## Start
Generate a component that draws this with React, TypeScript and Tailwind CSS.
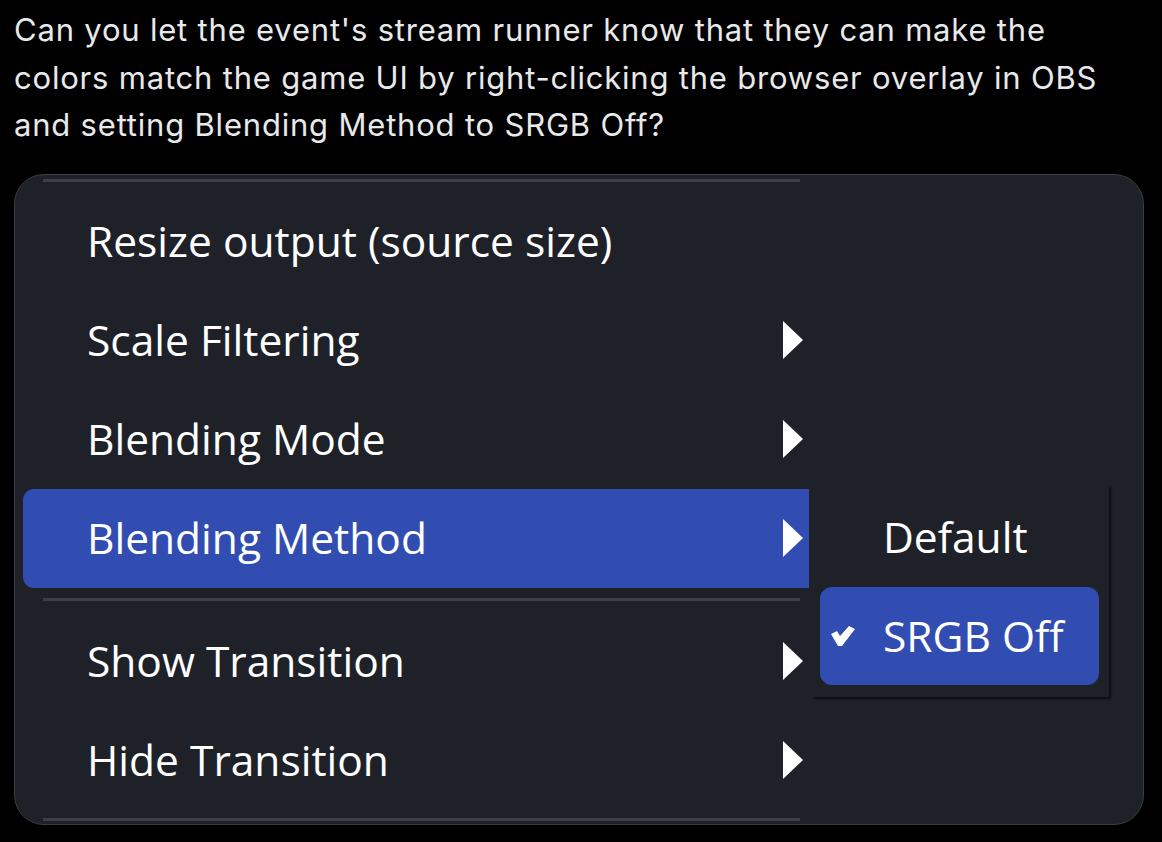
import React from "react";

const Arrow = () => (
  <svg width="20" height="38" viewBox="0 0 20 38" className="shrink-0">
    <polygon points="0,0 20,19 0,38" fill="#ffffff" />
  </svg>
);

const Check = () => (
  <svg width="24" height="22" viewBox="0 0 24 22" className="shrink-0">
    <polygon points="0,9 6,6 9,11 18,1 24,4 11,21 7,21" fill="#ffffff" />
  </svg>
);

const Sep = () => <div className="ml-[20px] w-[757px] h-[3px] bg-[#3d3f48]" />;

const Item = ({ label, arrow = true, active = false }: { label: string; arrow?: boolean; active?: boolean }) => (
  <div
    className={`h-[99px] flex items-center pl-[64px] pr-[6px] ${active ? "bg-[#324db2] rounded-l-[11px]" : ""}`}
  >
    <span className="flex-1 text-white text-[42.5px]">{label}</span>
    {arrow && <Arrow />}
  </div>
);

export default function App() {
  return (
    <div className="w-[1162px] h-[842px] bg-black overflow-hidden" style={{ fontFamily: "'Open Sans', sans-serif" }}>
      <div
        className="px-[14px] pt-[6px] text-[#e7e9ea] text-[31px] leading-[47.5px] tracking-[0.8px] whitespace-nowrap"
        style={{ fontFamily: "Inter, 'Noto Sans', sans-serif" }}
      >
        Can you let the event's stream runner know that they can make the
        <br />
        colors match the game UI by right-clicking the browser overlay in OBS
        <br />
        and setting Blending Method to SRGB Off?
      </div>
      <div className="relative ml-[14px] mt-[25px] w-[1130px] h-[651px] rounded-[30px] border border-[#3a3c42] bg-[#1f2129]">
        <div className="ml-[8px] w-[786px] pt-[4px] flex flex-col">
          <Sep />
          <div className="h-[10px]" />
          <Item label="Resize output (source size)" arrow={false} />
          <Item label="Scale Filtering" />
          <Item label="Blending Mode" />
          <Item label="Blending Method" active />
          <div className="h-[10px]" />
          <Sep />
          <div className="h-[11px]" />
          <Item label="Show Transition" />
          <Item label="Hide Transition" />
          <div className="h-[8px]" />
          <Sep />
        </div>
        <div className="absolute left-[797px] top-[310px] w-[297px] h-[212px] bg-[#1f2129] shadow-[2px_2px_2px_rgba(0,0,0,0.6)] pt-[3px] pl-[8px] pr-[10px] flex flex-col">
          <div className="h-[99px] flex items-center pl-[63px] text-white text-[42.5px]">Default</div>
          <div className="h-[98px] flex items-center pl-[11px] bg-[#324db2] rounded-[12px] text-white text-[42.5px]">
            <Check />
            <span className="ml-[28px]">SRGB Off</span>
          </div>
        </div>
      </div>
    </div>
  );
}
## End
Problem
Write the listing out a second time exactly, dropping all images.

Result below
Generate a component that draws this with React, TypeScript and Tailwind CSS.
import React from "react";

const Arrow = () => (
  <svg width="20" height="38" viewBox="0 0 20 38" className="shrink-0">
    <polygon points="0,0 20,19 0,38" fill="#ffffff" />
  </svg>
);

const Check = () => (
  <svg width="24" height="22" viewBox="0 0 24 22" className="shrink-0">
    <polygon points="0,9 6,6 9,11 18,1 24,4 11,21 7,21" fill="#ffffff" />
  </svg>
);

const Sep = () => <div className="ml-[20px] w-[757px] h-[3px] bg-[#3d3f48]" />;

const Item = ({ label, arrow = true, active = false }: { label: string; arrow?: boolean; active?: boolean }) => (
  <div
    className={`h-[99px] flex items-center pl-[64px] pr-[6px] ${active ? "bg-[#324db2] rounded-l-[11px]" : ""}`}
  >
    <span className="flex-1 text-white text-[42.5px]">{label}</span>
    {arrow && <Arrow />}
  </div>
);

export default function App() {
  return (
    <div className="w-[1162px] h-[842px] bg-black overflow-hidden" style={{ fontFamily: "'Open Sans', sans-serif" }}>
      <div
        className="px-[14px] pt-[6px] text-[#e7e9ea] text-[31px] leading-[47.5px] tracking-[0.8px] whitespace-nowrap"
        style={{ fontFamily: "Inter, 'Noto Sans', sans-serif" }}
      >
        Can you let the event's stream runner know that they can make the
        <br />
        colors match the game UI by right-clicking the browser overlay in OBS
        <br />
        and setting Blending Method to SRGB Off?
      </div>
      <div className="relative ml-[14px] mt-[25px] w-[1130px] h-[651px] rounded-[30px] border border-[#3a3c42] bg-[#1f2129]">
        <div className="ml-[8px] w-[786px] pt-[4px] flex flex-col">
          <Sep />
          <div className="h-[10px]" />
          <Item label="Resize output (source size)" arrow={false} />
          <Item label="Scale Filtering" />
          <Item label="Blending Mode" />
          <Item label="Blending Method" active />
          <div className="h-[10px]" />
          <Sep />
          <div className="h-[11px]" />
          <Item label="Show Transition" />
          <Item label="Hide Transition" />
          <div className="h-[8px]" />
          <Sep />
        </div>
        <div className="absolute left-[797px] top-[310px] w-[297px] h-[212px] bg-[#1f2129] shadow-[2px_2px_2px_rgba(0,0,0,0.6)] pt-[3px] pl-[8px] pr-[10px] flex flex-col">
          <div className="h-[99px] flex items-center pl-[63px] text-white text-[42.5px]">Default</div>
          <div className="h-[98px] flex items-center pl-[11px] bg-[#324db2] rounded-[12px] text-white text-[42.5px]">
            <Check />
            <span className="ml-[28px]">SRGB Off</span>
          </div>
        </div>
      </div>
    </div>
  );
}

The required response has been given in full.